• **Recorded data**
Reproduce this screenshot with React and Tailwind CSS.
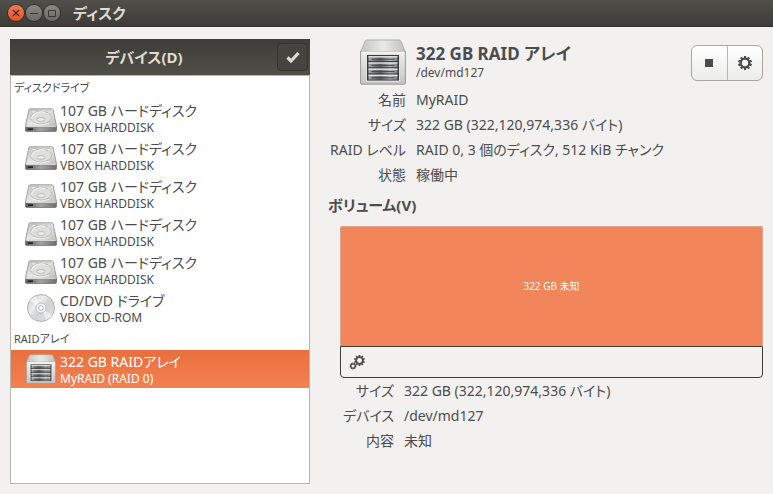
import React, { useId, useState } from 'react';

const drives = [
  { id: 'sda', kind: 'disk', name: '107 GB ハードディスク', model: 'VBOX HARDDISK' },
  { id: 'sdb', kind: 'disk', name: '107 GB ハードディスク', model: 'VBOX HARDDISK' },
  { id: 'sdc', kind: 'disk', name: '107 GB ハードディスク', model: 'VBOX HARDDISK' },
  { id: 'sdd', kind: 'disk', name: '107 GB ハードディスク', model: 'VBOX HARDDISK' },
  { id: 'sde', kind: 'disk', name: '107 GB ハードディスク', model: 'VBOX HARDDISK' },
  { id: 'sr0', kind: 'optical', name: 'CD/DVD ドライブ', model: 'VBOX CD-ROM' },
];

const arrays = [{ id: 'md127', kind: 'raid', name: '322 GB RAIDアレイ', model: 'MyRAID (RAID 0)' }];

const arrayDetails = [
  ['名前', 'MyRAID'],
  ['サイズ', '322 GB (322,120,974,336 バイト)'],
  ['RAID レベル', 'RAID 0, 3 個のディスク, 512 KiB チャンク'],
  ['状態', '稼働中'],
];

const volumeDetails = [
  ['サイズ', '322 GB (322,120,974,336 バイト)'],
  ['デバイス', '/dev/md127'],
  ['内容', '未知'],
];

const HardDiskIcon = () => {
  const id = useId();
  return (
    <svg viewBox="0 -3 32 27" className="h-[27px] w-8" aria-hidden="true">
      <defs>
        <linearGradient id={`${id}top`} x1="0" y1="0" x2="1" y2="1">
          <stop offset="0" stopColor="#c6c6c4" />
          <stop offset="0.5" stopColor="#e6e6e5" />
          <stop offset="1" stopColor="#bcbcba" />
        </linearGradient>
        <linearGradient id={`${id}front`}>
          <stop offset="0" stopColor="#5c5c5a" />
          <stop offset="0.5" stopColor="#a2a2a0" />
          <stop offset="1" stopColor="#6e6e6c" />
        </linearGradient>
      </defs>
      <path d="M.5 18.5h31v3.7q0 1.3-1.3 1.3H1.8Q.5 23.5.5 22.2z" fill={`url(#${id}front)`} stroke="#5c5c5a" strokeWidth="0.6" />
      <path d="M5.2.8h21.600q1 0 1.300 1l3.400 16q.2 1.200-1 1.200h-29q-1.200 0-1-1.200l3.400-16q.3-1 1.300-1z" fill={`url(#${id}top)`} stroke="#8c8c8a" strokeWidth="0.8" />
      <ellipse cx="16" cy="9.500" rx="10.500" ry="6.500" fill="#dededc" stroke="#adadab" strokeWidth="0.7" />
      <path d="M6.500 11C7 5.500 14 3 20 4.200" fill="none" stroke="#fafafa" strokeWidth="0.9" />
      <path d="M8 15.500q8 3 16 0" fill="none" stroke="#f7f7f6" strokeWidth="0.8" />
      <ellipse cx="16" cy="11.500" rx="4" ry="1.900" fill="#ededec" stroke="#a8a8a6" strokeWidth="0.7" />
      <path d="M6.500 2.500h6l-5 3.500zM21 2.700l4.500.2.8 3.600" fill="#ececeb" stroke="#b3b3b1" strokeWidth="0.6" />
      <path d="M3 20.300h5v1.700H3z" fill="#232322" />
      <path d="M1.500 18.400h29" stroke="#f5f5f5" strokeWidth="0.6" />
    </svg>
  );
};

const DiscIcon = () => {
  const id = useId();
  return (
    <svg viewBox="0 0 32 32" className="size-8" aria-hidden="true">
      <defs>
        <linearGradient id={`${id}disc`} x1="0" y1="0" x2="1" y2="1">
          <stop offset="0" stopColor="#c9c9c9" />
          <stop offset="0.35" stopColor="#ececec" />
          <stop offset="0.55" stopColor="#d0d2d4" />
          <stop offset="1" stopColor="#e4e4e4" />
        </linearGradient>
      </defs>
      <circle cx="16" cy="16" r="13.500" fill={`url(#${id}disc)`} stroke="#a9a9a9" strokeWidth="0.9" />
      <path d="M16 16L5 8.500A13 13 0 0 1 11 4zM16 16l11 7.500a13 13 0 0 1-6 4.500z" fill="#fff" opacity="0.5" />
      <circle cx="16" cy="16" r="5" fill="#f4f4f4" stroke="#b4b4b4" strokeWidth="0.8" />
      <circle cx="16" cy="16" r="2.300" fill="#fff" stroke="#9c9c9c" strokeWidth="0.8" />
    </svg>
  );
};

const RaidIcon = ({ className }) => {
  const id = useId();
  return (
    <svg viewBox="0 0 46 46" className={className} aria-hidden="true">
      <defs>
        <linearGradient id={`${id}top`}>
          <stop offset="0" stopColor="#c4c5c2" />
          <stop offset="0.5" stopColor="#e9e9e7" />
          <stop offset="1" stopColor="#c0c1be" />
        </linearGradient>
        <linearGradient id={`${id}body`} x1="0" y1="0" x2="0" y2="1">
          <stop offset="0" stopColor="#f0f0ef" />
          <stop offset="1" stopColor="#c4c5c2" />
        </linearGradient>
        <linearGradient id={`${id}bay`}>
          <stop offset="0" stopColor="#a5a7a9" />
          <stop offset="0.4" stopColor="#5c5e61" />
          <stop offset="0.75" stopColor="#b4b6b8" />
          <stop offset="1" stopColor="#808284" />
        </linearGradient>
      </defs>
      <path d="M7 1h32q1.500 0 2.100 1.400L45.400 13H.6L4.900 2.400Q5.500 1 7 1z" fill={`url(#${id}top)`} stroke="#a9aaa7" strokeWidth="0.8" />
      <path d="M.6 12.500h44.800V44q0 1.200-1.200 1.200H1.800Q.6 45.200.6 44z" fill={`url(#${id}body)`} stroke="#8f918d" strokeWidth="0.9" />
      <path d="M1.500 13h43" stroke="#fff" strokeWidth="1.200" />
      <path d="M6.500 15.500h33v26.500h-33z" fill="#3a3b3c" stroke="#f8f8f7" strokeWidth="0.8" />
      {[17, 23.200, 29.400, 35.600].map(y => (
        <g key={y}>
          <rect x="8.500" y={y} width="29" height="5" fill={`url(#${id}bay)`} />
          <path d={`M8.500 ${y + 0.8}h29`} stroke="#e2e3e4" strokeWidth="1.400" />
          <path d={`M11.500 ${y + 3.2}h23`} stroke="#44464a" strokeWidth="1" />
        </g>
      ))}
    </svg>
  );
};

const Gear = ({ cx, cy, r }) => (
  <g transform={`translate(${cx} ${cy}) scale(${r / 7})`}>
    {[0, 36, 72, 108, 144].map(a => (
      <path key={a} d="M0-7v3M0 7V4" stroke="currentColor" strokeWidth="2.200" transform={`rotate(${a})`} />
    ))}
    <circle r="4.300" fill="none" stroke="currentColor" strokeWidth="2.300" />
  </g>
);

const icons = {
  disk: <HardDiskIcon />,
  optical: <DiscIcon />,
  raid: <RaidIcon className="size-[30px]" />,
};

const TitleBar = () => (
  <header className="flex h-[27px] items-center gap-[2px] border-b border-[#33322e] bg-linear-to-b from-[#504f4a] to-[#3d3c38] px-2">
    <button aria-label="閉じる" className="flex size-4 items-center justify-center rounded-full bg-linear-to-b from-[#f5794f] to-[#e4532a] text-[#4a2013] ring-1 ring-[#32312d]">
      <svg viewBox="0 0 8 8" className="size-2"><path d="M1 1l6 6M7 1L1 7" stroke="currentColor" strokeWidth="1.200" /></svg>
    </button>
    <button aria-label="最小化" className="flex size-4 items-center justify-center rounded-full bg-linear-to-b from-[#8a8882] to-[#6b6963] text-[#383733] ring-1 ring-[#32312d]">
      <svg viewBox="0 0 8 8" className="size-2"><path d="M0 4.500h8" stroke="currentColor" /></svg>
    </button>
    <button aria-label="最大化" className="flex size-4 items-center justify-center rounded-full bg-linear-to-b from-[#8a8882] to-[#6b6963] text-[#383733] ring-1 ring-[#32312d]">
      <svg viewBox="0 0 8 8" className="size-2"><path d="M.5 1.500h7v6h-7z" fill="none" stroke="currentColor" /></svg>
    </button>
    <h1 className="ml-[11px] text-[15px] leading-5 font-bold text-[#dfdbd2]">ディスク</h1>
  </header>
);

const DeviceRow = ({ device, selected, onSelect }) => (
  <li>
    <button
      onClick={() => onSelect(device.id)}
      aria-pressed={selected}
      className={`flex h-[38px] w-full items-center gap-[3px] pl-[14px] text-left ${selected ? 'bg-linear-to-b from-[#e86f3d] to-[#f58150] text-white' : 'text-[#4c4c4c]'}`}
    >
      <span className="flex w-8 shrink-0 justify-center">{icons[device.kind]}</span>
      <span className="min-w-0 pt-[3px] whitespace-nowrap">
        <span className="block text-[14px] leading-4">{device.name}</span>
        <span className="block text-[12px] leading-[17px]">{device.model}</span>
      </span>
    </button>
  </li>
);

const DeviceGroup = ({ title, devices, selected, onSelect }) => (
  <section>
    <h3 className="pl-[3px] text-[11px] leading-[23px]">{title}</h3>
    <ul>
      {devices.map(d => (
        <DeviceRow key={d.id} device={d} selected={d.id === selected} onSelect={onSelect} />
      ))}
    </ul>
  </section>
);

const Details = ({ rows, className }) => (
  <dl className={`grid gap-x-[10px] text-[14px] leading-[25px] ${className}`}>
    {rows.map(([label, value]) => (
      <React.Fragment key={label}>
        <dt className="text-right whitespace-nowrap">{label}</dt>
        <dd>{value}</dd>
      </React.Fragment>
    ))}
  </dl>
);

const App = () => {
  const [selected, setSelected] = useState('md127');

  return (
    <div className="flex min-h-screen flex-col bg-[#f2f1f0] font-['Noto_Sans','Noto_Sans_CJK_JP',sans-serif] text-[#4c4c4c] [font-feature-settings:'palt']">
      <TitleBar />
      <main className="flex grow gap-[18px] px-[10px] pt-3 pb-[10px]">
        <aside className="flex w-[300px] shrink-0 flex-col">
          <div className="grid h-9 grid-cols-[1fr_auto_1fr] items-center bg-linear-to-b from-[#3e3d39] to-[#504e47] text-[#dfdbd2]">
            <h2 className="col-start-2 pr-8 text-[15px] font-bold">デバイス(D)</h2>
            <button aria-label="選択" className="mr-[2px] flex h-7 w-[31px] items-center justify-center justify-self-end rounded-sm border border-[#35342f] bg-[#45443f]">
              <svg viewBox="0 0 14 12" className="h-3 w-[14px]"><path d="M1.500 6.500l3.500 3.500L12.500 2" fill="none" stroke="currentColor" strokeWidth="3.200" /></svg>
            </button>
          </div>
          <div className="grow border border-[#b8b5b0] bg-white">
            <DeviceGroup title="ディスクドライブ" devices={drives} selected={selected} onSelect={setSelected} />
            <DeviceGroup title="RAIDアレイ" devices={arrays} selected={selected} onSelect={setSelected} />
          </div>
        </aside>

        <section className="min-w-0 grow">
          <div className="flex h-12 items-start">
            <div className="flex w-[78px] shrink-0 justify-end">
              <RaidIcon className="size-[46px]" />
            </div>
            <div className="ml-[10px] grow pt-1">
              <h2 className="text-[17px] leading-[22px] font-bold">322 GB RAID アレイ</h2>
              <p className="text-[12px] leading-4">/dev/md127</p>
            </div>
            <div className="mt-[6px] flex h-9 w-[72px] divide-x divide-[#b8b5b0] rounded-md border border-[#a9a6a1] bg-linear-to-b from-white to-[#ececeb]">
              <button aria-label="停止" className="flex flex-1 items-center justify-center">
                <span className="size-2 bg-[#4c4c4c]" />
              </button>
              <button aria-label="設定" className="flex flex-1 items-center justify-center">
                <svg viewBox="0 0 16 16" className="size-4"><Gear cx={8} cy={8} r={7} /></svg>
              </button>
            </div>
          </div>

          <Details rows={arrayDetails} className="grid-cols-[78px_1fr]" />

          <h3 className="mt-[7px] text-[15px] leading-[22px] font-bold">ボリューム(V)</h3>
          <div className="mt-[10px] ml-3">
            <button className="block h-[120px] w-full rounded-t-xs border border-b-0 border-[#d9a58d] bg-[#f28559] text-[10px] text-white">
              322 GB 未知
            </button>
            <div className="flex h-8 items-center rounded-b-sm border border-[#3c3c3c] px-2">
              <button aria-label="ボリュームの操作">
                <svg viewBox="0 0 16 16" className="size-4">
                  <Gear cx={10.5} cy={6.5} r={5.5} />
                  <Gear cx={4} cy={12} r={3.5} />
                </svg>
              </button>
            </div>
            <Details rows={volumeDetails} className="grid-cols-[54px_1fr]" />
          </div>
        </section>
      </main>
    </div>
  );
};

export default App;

• **Exercise goal**
Which lines include the word "React"? Copy every one of them.

• **Solved exercise**
Reproduce this screenshot with React and Tailwind CSS.
import React, { useId, useState } from 'react';
      <React.Fragment key={label}>
      </React.Fragment>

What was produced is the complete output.